Exercise prompt: Starting at the first line of the listing below, retype each line up to and including the one that contains "border-[#22385c] text-center align-middle". Leave pictures out.

----- Given information

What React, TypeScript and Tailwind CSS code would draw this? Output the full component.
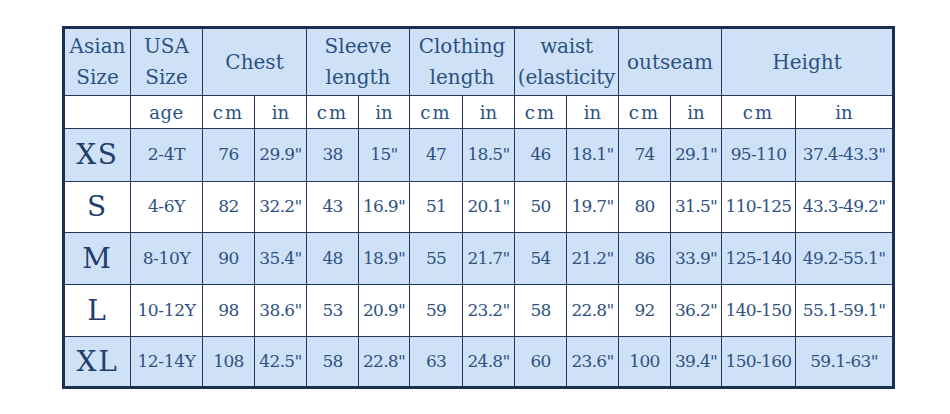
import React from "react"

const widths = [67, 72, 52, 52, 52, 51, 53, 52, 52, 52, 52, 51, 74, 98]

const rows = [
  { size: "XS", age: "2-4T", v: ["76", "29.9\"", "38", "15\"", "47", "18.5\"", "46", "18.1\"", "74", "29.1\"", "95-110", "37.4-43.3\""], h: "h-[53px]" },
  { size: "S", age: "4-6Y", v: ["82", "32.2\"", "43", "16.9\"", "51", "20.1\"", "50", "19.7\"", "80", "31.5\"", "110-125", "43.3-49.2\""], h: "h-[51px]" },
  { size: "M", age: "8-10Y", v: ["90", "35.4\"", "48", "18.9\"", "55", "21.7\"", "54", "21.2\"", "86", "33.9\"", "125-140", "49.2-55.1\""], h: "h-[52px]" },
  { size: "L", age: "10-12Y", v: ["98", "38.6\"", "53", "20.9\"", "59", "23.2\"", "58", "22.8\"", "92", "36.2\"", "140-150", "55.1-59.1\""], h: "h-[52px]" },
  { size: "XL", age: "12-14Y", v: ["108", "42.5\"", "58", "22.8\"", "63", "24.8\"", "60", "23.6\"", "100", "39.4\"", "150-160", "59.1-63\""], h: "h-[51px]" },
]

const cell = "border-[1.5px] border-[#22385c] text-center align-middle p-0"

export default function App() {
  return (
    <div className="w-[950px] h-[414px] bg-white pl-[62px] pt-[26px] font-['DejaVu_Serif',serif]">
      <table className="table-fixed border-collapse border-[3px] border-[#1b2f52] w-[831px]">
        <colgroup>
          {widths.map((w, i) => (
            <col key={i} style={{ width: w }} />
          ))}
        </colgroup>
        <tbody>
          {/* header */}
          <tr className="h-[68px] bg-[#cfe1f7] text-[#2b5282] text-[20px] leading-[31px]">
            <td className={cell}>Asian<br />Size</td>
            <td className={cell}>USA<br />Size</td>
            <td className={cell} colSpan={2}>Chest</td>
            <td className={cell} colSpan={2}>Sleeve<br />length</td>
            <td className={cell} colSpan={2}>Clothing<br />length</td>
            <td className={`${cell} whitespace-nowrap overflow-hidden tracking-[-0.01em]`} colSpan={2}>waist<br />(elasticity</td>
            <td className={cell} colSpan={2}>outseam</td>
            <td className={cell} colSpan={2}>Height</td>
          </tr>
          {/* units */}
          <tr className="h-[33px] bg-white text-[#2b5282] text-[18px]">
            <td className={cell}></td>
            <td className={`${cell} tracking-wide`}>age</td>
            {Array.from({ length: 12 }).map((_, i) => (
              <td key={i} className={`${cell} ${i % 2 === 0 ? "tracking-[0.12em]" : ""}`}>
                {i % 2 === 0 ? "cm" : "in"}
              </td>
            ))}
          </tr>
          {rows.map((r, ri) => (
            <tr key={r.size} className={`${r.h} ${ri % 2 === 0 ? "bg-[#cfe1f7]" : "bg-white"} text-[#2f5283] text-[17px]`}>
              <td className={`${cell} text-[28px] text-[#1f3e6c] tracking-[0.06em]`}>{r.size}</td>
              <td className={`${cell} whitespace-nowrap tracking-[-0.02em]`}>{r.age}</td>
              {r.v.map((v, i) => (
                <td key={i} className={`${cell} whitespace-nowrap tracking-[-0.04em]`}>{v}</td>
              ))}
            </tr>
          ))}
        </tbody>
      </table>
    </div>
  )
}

----------

Task solution:
What React, TypeScript and Tailwind CSS code would draw this? Output the full component.
import React from "react"

const widths = [67, 72, 52, 52, 52, 51, 53, 52, 52, 52, 52, 51, 74, 98]

const rows = [
  { size: "XS", age: "2-4T", v: ["76", "29.9\"", "38", "15\"", "47", "18.5\"", "46", "18.1\"", "74", "29.1\"", "95-110", "37.4-43.3\""], h: "h-[53px]" },
  { size: "S", age: "4-6Y", v: ["82", "32.2\"", "43", "16.9\"", "51", "20.1\"", "50", "19.7\"", "80", "31.5\"", "110-125", "43.3-49.2\""], h: "h-[51px]" },
  { size: "M", age: "8-10Y", v: ["90", "35.4\"", "48", "18.9\"", "55", "21.7\"", "54", "21.2\"", "86", "33.9\"", "125-140", "49.2-55.1\""], h: "h-[52px]" },
  { size: "L", age: "10-12Y", v: ["98", "38.6\"", "53", "20.9\"", "59", "23.2\"", "58", "22.8\"", "92", "36.2\"", "140-150", "55.1-59.1\""], h: "h-[52px]" },
  { size: "XL", age: "12-14Y", v: ["108", "42.5\"", "58", "22.8\"", "63", "24.8\"", "60", "23.6\"", "100", "39.4\"", "150-160", "59.1-63\""], h: "h-[51px]" },
]

const cell = "border-[1.5px] border-[#22385c] text-center align-middle p-0"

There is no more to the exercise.